The following year saw her buy a freehold house called 'The Cedars' in Gravesend. She opened it for 40 children, and a further 24 children were located in a house in Tunbridge Wells offered to her by a benefactor rent free. In 1896 she went on to buy a house named 'The Limes', in Mount Pleasant, Hastings. At this time there were 264 children under her charge, of which 200 were in West Square.

At her Jubilee year 1912, 348 girls were in care. A thanksgiving service was held in her honour at Westminster Chapel led by Dr Campbell Morgan. King George V and Randall Thomas Davidson, the then-Archbishop of Canterbury, both sent their congratulations on her achievements.

== Running principles ==
Girls were received at any age, but if they were over 12 years of age a satisfactory reference was required as to character. Regular workhouse cases were not admitted.

Like her mentor George Müller, Charlotte Sharman was dependent on donations for the support of her orphans, or as she liked to call them 'her little people'. She worked with a very strong principle that she would never go into debt whatever the circumstances. People gave her all sorts of gifts, not just money. She established a charity with eight trustees and produced an annual report which became known as her 'small little blue books'. The orphanage was described as "Protestant interdenominational", and the girls went to chapel on Sunday mornings and church in the afternoon.

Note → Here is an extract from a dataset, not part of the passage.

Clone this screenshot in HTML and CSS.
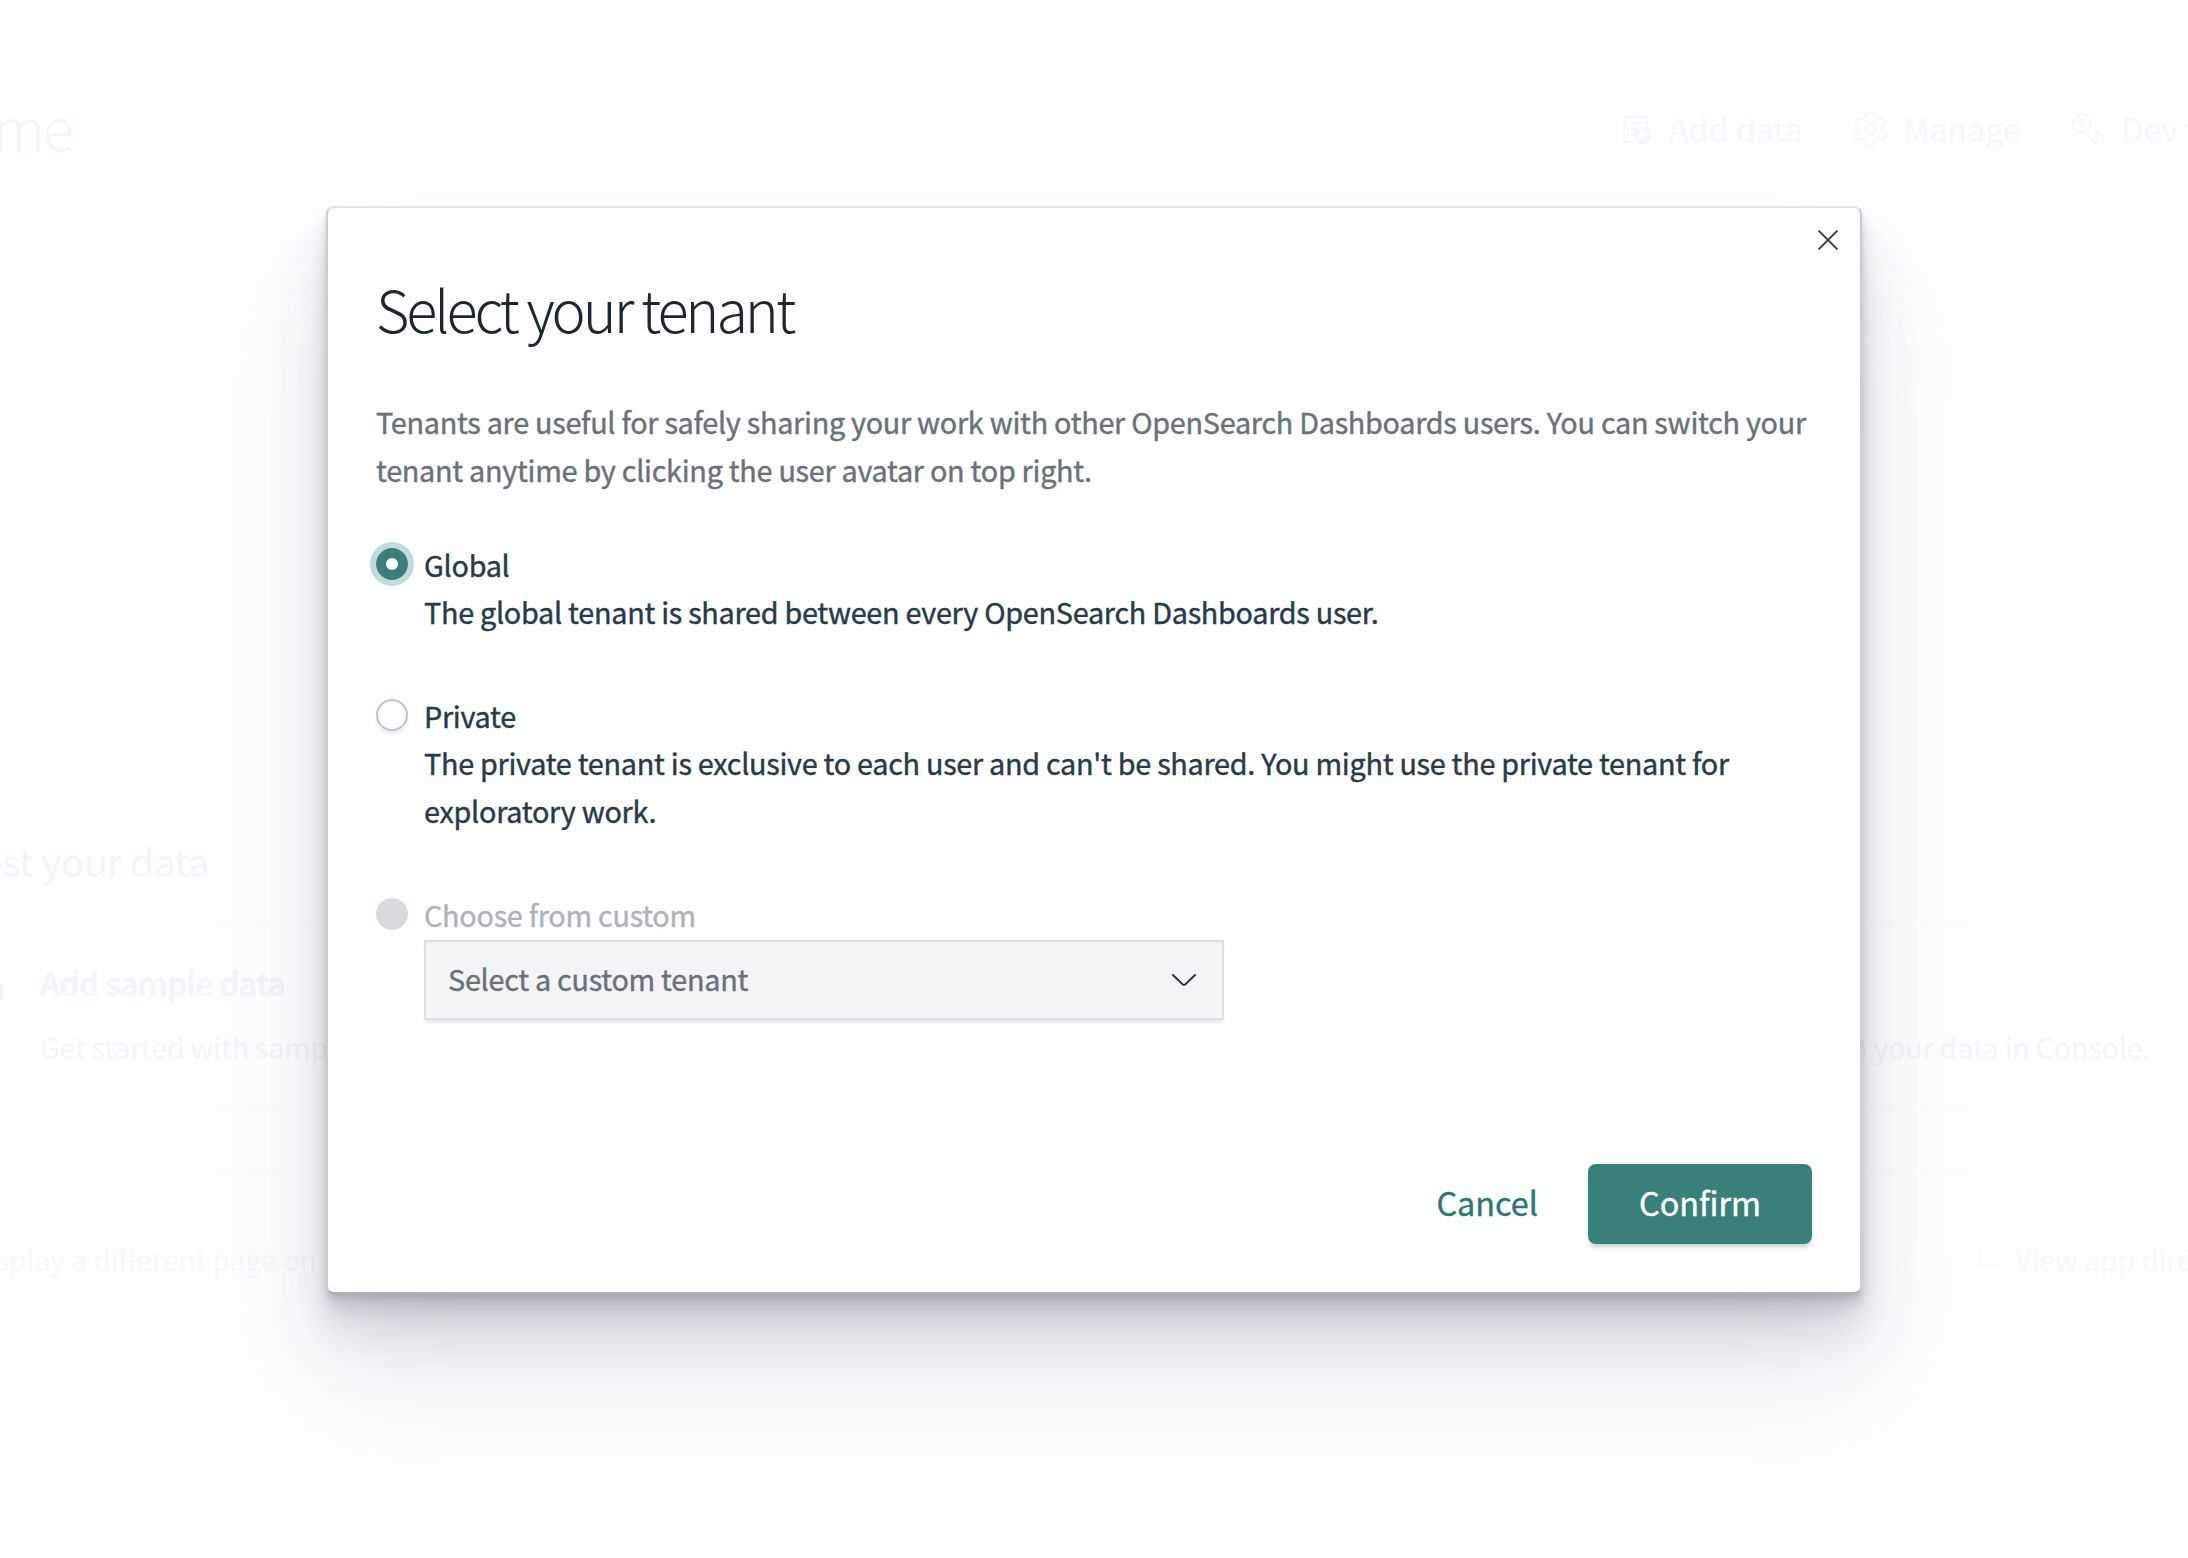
FILE: index.html
```html
<!DOCTYPE html>
<html lang="en">
<head>
<meta charset="utf-8">
<title>Select your tenant</title>
<link rel="stylesheet" href="styles.css">
</head>
<body>
<div class="home">
  <header class="home-header">
    <div class="home-title">Home</div>
    <nav class="home-links">
      <span class="link link-add"><svg width="30" height="32" viewBox="0 0 30 32" fill="none" stroke="currentColor" stroke-width="2"><path d="M13 29H2V4h23v12M5 10h2m2 0h12M5 16h2m2 0h6M5 22h2m2 0h3"/><circle cx="20.500" cy="22.500" r="9" fill="currentColor" stroke="none"/><path d="M20.500 17.500v10M15.500 22.500h10" stroke="#fdfeff"/></svg><b>Add data</b></span>
      <span class="link link-manage"><svg width="32" height="36" viewBox="0 0 32 36" fill="none" stroke="currentColor" stroke-width="2" stroke-linejoin="round"><path d="M13 1h6l2 5.500 3.500 2 5-1.200 2 4.500-3.500 4v4.400l3.500 4-2 4.500-5-1.200-3.500 2L19 35h-6l-2-5.500-3.500-2-5 1.200-2-4.500 3.500-4v-4.400l-3.500-4 2-4.500 5 1.200 3.500-2z"/><circle cx="16" cy="18" r="5.500"/></svg><b>Manage</b></span>
      <span class="link link-dev"><svg width="34" height="34" viewBox="0 0 34 34" fill="none" stroke="currentColor" stroke-width="2"><path d="M6 3l6 6c1.500 3-1 5-3 3L3 7c-3 5-1 12 5 13 2 .5 3.500 0 5-.5l11 11c4 4 10-1 7-6l-8-8M6 3c7-4 16 2 13 11-.5 1.500-1.500 3-3 4"/><circle cx="26" cy="26" r="1.500" fill="currentColor"/></svg><b>Dev tools</b></span>
    </nav>
  </header>
  <section class="ingest">
    <h2 class="ingest-title">Ingest your data</h2>
    <div class="cards">
      <div class="card"><i class="card-dot"></i><h3 class="card-title">Add sample data</h3><p class="card-text">Get started with sample data</p></div>
      <p class="card-text card-right">Search your data in Console.</p>
    </div>
  </section>
  <div class="rule"></div>
  <footer class="home-footer">
    <span class="foot-left">Display a different page on</span>
    <span class="foot-right"><svg width="20" height="20" viewBox="0 0 20 20" fill="currentColor"><path d="M1 1h3v3H1zM8.500 1h3v3h-3zM16 1h3v3h-3zM1 8.500h3v3H1zM8.500 8.500h3v3h-3zM16 8.500h3v3h-3zM1 16h3v3H1zM8.500 16h3v3h-3zM16 16h3v3h-3z"/></svg><b>View app directory</b></span>
  </footer>
</div>
<div class="overlay">
  <div class="modal" role="dialog">
    <button class="close" aria-label="Close"><svg width="20" height="20" viewBox="0 0 20 20" fill="none" stroke="currentColor" stroke-width="1.800"><path d="M.5.500l19 19M19.500.500l-19 19"/></svg></button>
    <h1 class="title">Select your tenant</h1>
    <p class="intro">Tenants are useful for safely sharing your work with other OpenSearch Dashboards users. You can switch your<br>tenant anytime by clicking the user avatar on top right.</p>
    <div class="options">
      <div class="option"><i class="radio checked"></i><div class="option-text">Global<br>The global tenant is shared between every OpenSearch Dashboards user.</div></div>
      <div class="option"><i class="radio"></i><div class="option-text">Private<br>The private tenant is exclusive to each user and can't be shared. You might use the private tenant for<br>exploratory work.</div></div>
      <div class="option disabled"><i class="radio off"></i><div class="option-text">Choose from custom
        <div class="select"><span>Select a custom tenant</span><svg width="24" height="13" viewBox="0 0 24 13" fill="none" stroke="currentColor" stroke-width="2" stroke-linecap="round" stroke-linejoin="round"><path d="M1 1l9.800 9.500q1.200 1 2.400 0L23 1"/></svg></div></div></div>
    </div>
    <div class="actions"><button class="cancel">Cancel</button><button class="confirm">Confirm</button></div>
  </div>
</div>
</body>
</html>
```
FILE: styles.css
```css
* { box-sizing: border-box; }
html, body { margin: 0; height: 1558px; overflow: hidden; background: #fdfeff; }
body { position: relative; font-family: "Noto Sans CJK SC", "Noto Sans", sans-serif; font-size: 28.8px; line-height: 47.6px; letter-spacing: -.28px; color: #2a3947; white-space: nowrap; }
h1, h2, h3, p { margin: 0; font-weight: 400; }
b { font-weight: 400; }
button { font: inherit; letter-spacing: 0; border: 0; padding: 0; background: none; }
svg { display: block; flex: none; }

.home { height: 1558px; overflow: hidden; display: flex; flex-direction: column; color: #f4f5f8; }
.home-header { height: 284px; padding-top: 86px; display: flex; justify-content: space-between; border-bottom: 2px solid #fcfdfe; }
.home-title { width: 72px; height: 80px; display: flex; justify-content: flex-end; font-size: 57.6px; line-height: 80px; font-weight: 300; letter-spacing: -2px; }
.home-links { display: flex; width: 566px; padding-top: 19px; color: #f5f8fa; font-size: 32.4px; line-height: 48px; letter-spacing: -.1px; }
.link { display: flex; flex: none; height: 48px; align-items: center; }
.link b { margin-top: -2px; }
.link-add { width: 232px; gap: 17px; }
.link-manage { width: 217px; gap: 17px; }
.link-dev { gap: 16px; }
.ingest { height: 823px; padding-top: 548px; border-bottom: 2px solid #fbfcfd; }
.ingest-title { width: 209px; height: 94px; display: flex; justify-content: flex-end; font-size: 39.6px; line-height: 56px; letter-spacing: -.8px; }
.cards { display: flex; justify-content: space-between; border-top: 2px solid #fbfcfd; padding-top: 30px; }
.card { position: relative; padding-left: 40px; }
.card-dot { position: absolute; left: -21px; top: 21px; width: 26px; height: 26px; border-radius: 50%; background: #f5f6f9; }
.card-title { font-size: 32.4px; line-height: 48px; font-weight: 500; letter-spacing: -.85px; -webkit-text-stroke: .6px currentColor; }
.card-text { padding-top: 16.500px; }
.card-right { padding-top: 64.500px; padding-right: 38px; }
.rule { height: 64px; border-bottom: 2px solid #fbfcfd; }
.home-footer { display: flex; justify-content: space-between; padding-top: 63.500px; color: #f6f9fa; }
.foot-left { width: 317px; display: flex; justify-content: flex-end; }
.foot-right { width: 211px; display: flex; align-items: center; gap: 18px; }

.overlay { position: absolute; inset: 0; padding: 206px 326px 264px; }
.modal { position: relative; width: 1536px; height: 1088px; padding: 60px 48px 48px; display: flex; flex-direction: column; background: #fdfeff; border: 2px solid #c6cdd3; border-top-color: #e2e5e8; border-bottom-color: #aab2ba; border-radius: 8px;
  box-shadow: 0 80px 128px rgba(65,78,101,.1), 0 48px 64px rgba(65,78,101,.1), 0 32px 32px rgba(65,78,101,.1), 0 16px 16px rgba(65,78,101,.1), 0 8px 8px rgba(65,78,101,.1), 0 4px 4px rgba(65,78,101,.1); }
.close { position: absolute; top: 22px; right: 22px; color: #2a3947; }
.title { font-size: 57.6px; line-height: 80px; font-weight: 300; letter-spacing: -3.05px; color: #1a2733; }
.intro { margin-top: 50px; color: #6a717b; }
.intro, .options { -webkit-text-stroke: .4px currentColor; }
.options { margin-top: 47.5px; display: flex; flex-direction: column; gap: 56px; }
.option { display: flex; gap: 16px; }
.radio { flex: none; width: 32px; height: 32px; margin-top: 7px; border: 2px solid #c0c3c8; border-radius: 50%; box-shadow: 0 4px 4px -2px rgba(60,70,90,.15); }
.radio.checked { border: 10px solid #3a807a; box-shadow: 0 0 0 6px #c2dad9; }
.radio.off { border: 0; background: #d7d9dd; box-shadow: none; }
.disabled { color: #adb3ba; }
.select { width: 800px; height: 80px; margin-top: 2px; padding: 0 26px 0 22px; display: flex; align-items: center; justify-content: space-between; background: #f3f4f6; border: 2px solid #dce1e6; box-shadow: 0 4px 4px -2px rgba(60,70,90,.15); color: #6a717b; }
.select span { margin-top: -2px; }
.select svg { color: #2a3947; }
.actions { margin-top: auto; display: flex; justify-content: flex-end; gap: 50px; font-size: 32.4px; line-height: 76px; -webkit-text-stroke: .4px currentColor; }
.cancel, .confirm { height: 80px; padding-bottom: 4px; }
.cancel { color: #2f7772; }
.confirm { width: 224px; border-radius: 8px; background: #3a807a; color: #fff; box-shadow: 0 4px 4px -1px rgba(58,100,100,.3); }
```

Sharman established a reputation for very high standards of health. For many years the death rate in the homes was less than the rate in the healthiest towns, being under 1% and in some years nil.

== Tribute from friends ==
John C Carlile, a close friend, paid Sharman the tribute of being a woman of faith, an apostle of practical religion, kind, intelligent, sharp witted and humorous. He wrote, "When she prayed the heavens opened." Among her other friends were the famous evangelical preacher Charles Haddon Spurgeon and the social reformer Anthony Ashley-Cooper, 7th Earl of Shaftesbury. At a time when another woman, Elizabeth Fry, was working hard for prison reform, this woman dedicated herself to the plight of young orphans and rescued hundreds from the cruel streets.